- I received my LLB degree at the Universidad de Buenos Aires and practical legal training at the National Judicial Branch and in various law firms, but always knew that a global perspective was necessary to achieve quicker and more complete results in any area of work or study. Believing that law is a way to reach positive social change, both in my country and worldwide, I looked for an international experience that would help me reach a deeper legal knowledge and clearer understanding of the role of international players in Argentina.
- I wanted to improve my academic and professional skills and to study in the United States. The main factors I looked at in LLM programs were the school’s location and standards; the skills of the faculty; the tuition and living expenses; the activities and resources of the main university campus; and the area’s cultural and social life.
My attraction to LSU Law was that Louisiana is the only civil law jurisdiction in the United States and one of the few places in the world where the common law and continental Roman systems cohabitate. The school has a rigorous "bijural" curriculum, a true "melting pot" of law that no other school offered. Lastly, they have a small LLM program, so each student receives a great deal of personal attention to develop their own course of study.
- Once at LSU, I could choose any course offered each semester, which made my decisions very free and flexible to reach the required 26 credit hours. Most courses are two to three credits; students typically take four courses each semester. The courses were very enriching, with faculty members open to in-class and after-class discussions.
Rooted in the civilian tradition, my main interest area, LSU gave me the opportunity to acquire new research techniques crossing the disciplinary boundaries between the common law and civil law. To meet the writing requirement, I wrote a thesis. The guidance and resources I needed were always at hand.

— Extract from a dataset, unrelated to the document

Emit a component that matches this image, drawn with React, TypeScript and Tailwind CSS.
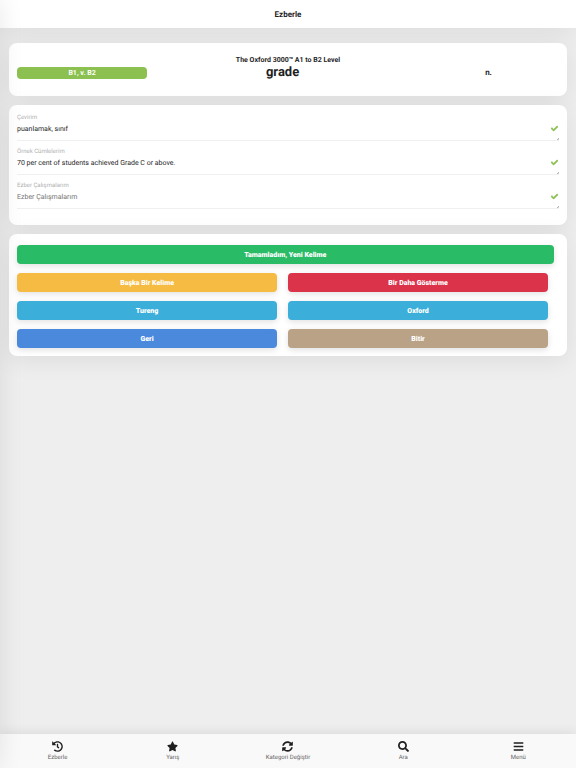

Socially, both the Law Center and the main campus were very receptive to LLM students, organizing cultural events (lectures, symposiums, debates) and recreational events (visits to museums, football games, pick-up soccer games, movie nights, international cultural meetings). The International Cultural Center and the International Hospitality Foundation were great resources to meet local Louisianians and other international students.
- The LLM added many memorable human experiences to my life, including new friends and cultural learning. Professionally, I acquired new tools to understand legal issues with a broader perspective and produce higher quality scholarly work, both in English and Spanish, even publishing an article in a U.S. law journal. Once I complete my doctorate in law (SJD) and graduate studies in history, I will pursue an academic place within the global legal community and know I will draw heavily from my LLM experiences forever.
Agustin Parise is a Research Associate at the Center of Civil Law Studies, LSU Law Center. He has published numerous articles in Argentina, Canada, Mexico, Peru, Puerto Rico, United States, and Uruguay. He is the coordinator of the Digest Online Project, making the Digest of 1808, ancestor of the Louisiana Civil Code, accessible online: www.law.lsu.edu/digest.